As many commentators note, the roof is tiled, not thatched, which is another indication that Luke is thinking of larger, nicer, and more generally Mediterranean homes and not of the smaller Galilean homes with mud-and-straw roofs. And unless we readers are supposed to supply a larger non-Pharisaic crowd, Luke has created an all-expert audience who begin as recipients of Jesus’ teaching and who now function both as barriers and witnesses to the miracle. Picture, then, a nice house filled with well-educated aristocratic people and their advisers; they will not move to let in the rabble, and are no doubt rolling their eyes at the impudence of the group that cuts the hole in the roof.
The story in Mark is more like the “Jesus Mafa” painting—mixed crowd of people that includes some elders and teachers, and a rough hole in a mud-and-stick roof. The illustration by Julius Schnorr von Carolsfeld is much more like Luke’s image, if you ignore the women: a finer house, and a crowd of Pharisees and teachers who are put off by the appearance of the man on the mat.

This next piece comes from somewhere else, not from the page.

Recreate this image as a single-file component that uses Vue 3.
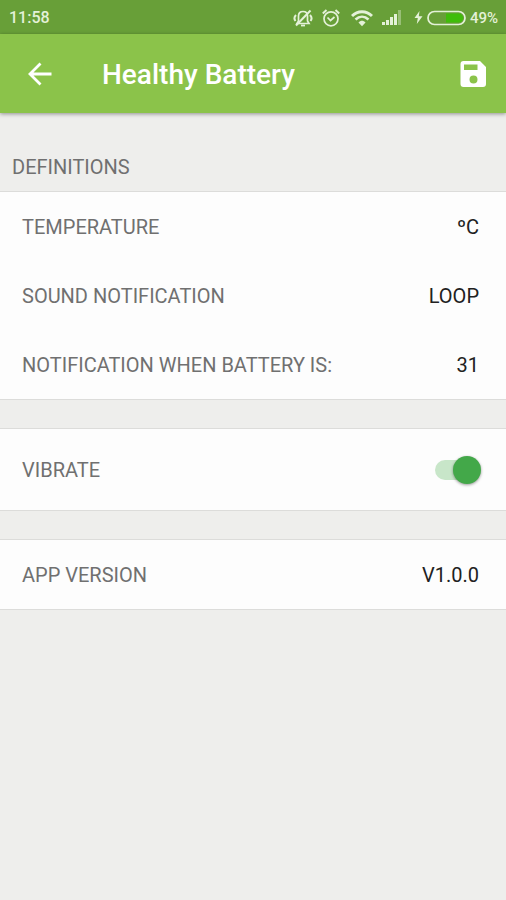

Jesus saw “their faith”—vague enough that it can include the paralytic and those who carried him—and said, “Man, your sins have been forgiven” (5:20). Technically, Jesus does not forgive his sins, but pronounces forgiveness. As God’s prophet, Jesus has been sent to announce God’s release/forgiveness to the captives (4:18), but if he announces that it has been done, speaking not just about what God is willing to do but what God has done, he risks being a false prophet. Does Jesus in fact know God’s heart so well that he can say what God’s decision is about a particular sinner?